La version anglaise comprend des assonances et alitérations:
-des assonances: rot/drop ; pluck/suck
-des alitérations en f: flesh/fresh/fruit/for x 5
Tout cela contribue à créer une atmosphère pesante, en particulier les consonnes plosives, ou occlusives en français qui incluent une occlusion pour les prononcer, c'est-à-dire de stopper complètement sa respiration puis, de la relâcher soudainement, peut-être pour exprimer l'étouffement provoqué par la pendaison mais ceci ne reste qu'une hypothèse. La chanson exprime bien l'atmosphère moite
De plus, quand elle était interprétée par la chanteuse, "Strange Fruit" était jouée en dernier pour marquer le public et Billie Holiday, la chantait extrêmement lentement de manière à peser chaque mot sur le public, d'après ses témoignages et notamment sa biographie,intitulée Lady sings the blues, la chanteuse l'interprétait en dernier car c'était également très dur psychologiquement pour elle.

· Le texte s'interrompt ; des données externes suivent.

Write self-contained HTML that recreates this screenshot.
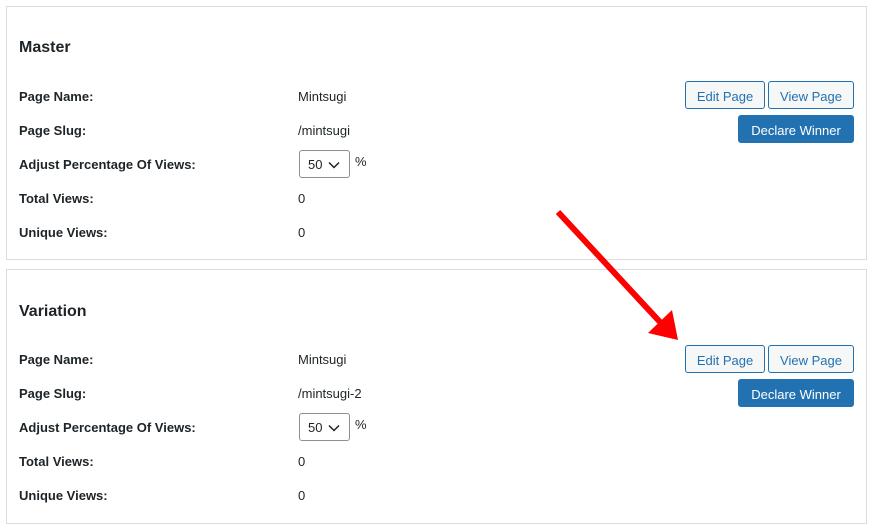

Une protest song révolutionnaire à l'impact incroyable
Nous sommes à la fin des années 30, le Café Society vient d'ouvrir ses portes à New York, il se revendique le premier night club des US où les noirs et les blancs peuvent se mélanger sans souci. Les penseurs de gauche et amoureux de jazz s'y rencontre et Billie Holiday règne sur ce petit monde. La chanteuse donne au texte une force et une ampleur inégalée, une interprétation posée au rythme lent qui dévoile la scène affreuse de lynchage et du corps sans vie d'un innocent se balançant dans le vent.
Les dernières notes sont suivies d'un silence pesant, le public ne sait pas comment réagir à ce déchaînement d'émotions emporté par l'interprétation de Billie. Comment réagir? Le public est tiraillé entre le silence solennel pour commémorer ces terribles évènements ou un tonnerre d'applaudissements pour saluer le talent de l'interprète.
Strange Fruit est et restera une chanson de révolte qui a marquée le monde, Le Time Magazine la désigne d'ailleurs comme la plus grande chanson du Xxème siècle en 1999.